TRIBUNNEWS.COM - Apa itu malam 1 Suro?
Malam satu Suro merupakan hari pertama dalam kalender Jawa di bulan Sura atau Suro, yang juga bertepatan dengan tanggal 1 Muharram dalam kalender Hijiriah.
Malam satu Suro tahun ini jatuh pada hari Selasa, (18/7/2023), dan tanggal 1 Suro jatuh pada Rabu, (19/7/2023).
Dalam malam satu Suro ini dianggap sakral dan terdapat beberapa daerah melakukan tradisi, khususnya masyarakat Jawa.
Seperti halnya di Solo yang melakukan tradisi kirab pusaka oleh Keraton Surakarta Hadiningrat saat malam 1 Suro.
Baca juga: Gibran Akan Hadiri Undangan Malam 1 Suro di Keraton Solo
Sejarah Malam Satu Suro
Pada tahun 931 H atau 1443 tahun baru Jawa masa kerajaan Demak.

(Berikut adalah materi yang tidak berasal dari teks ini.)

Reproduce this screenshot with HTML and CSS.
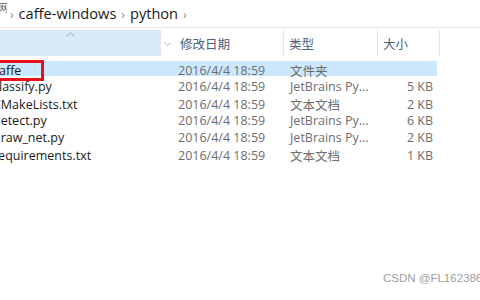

Sunan Giri II melakukan perubahan sistem penanggalan Hijriyah ke penanggalan Jawa.
Dikutip dari laman Gramedia, Sultan Agung ingin persatuan rakyatnya bersatu untuk menyerang Belanda di Batavia (Jakarta) saat itu dan tidak ingin masyarakatnya terpecah belah, terutama pada keyakinan beragama.
Selain itu, Sultan Agung juga melakukan ziarah ke makam Ampel dan Giri selama hari Jumat.
Maka dari itu, malam satu Suro atau Muharram dimulai di hari Jumat Agung, yang mana dianggap menjadi hari yang sakral.
Asal-usul Kata Suro di Jawa
Suro merupakan sebutan bagi orang Jawa untuk bulan Muharram.
Masyarakat Islam Indoensia, terutama Jawa lebih mengenal nama Suro dibanding bulan Muharram.
Suro sendiri berasal dari kata Asyura yang artinya 10 di bulan Muaharram, kemudian orang Jawa menyebutnya Suro.
Dihimpun dari Buku Misteri Bulan Suro Perspektif Islam Jawa karya KH Muhammad Sholikhin, hal itu menjadikan Suro sebagai khazanah Islam-Jawa asku sebagai nama bulan poertama pada kalender Islam maupun Jawa.
Baca juga: 2 Contoh Teks Khutbah Jumat Sambut 1 Muharram 1445 Hijriah
Selain itu, kata Suro sendiri menunjukkan arti penting dalam 10 hari pertama bulan Suro/Muharram.
Adapun hari yang dianggap keramat adalah sejak tanggal 1-8 di bulan Suro/Muharram.
Terdapat dua hari keramat bagi keraton yang berhubungan dengan Islam, yakni acara Grebeg Maulud untuk memperingati kelahiran Nabi Muhammad di bulan Mulud atau Rabiul Awal dan perayaan bulan Suro.
Pada malam satu Suro kerap dilaksanakanya jamas pusoko (mencuci pusaka), ruwatan, serta sesajen agung, termasuk melakukan ritual Tapa Brata.
Sementara itu, bagi masyarakat Islam-Jawa sendiri ada bulan Suro menimbulkan kepercayaan bahwa tidak berani melaksanakan hajatan pernikahan.
Hal itu disebabkan masyarakat Islam-Jawa beranggapan bahwa bulan Suro/Muharram menjadi bulan yang paling agung dan mulia sebagai milik Allah SWT.
Namun bagi masyarakat Jawa melaksanakan hajatan pada bulan Suro hanya dapat dilakukan oleh raja atau sultan.
Sehingga bulan Suro/Muharram dianggap sebagai bulan hajatan bagi Keraton.
Sebagai informasi, sultan dianggap sebagai wakil Allah (khalifatullah) dimuka bumi dan memiliki gelar, seperti halnya di Yogyakarta yakni Ngarso Dalem Sampeyan Dalem Ingkang Sinuhun Kanjeng Sultan Hamengkubuwono Senopati Ing Ngaloga 'Abdurarahman Sayyidin Panotogomo Kalipatullah.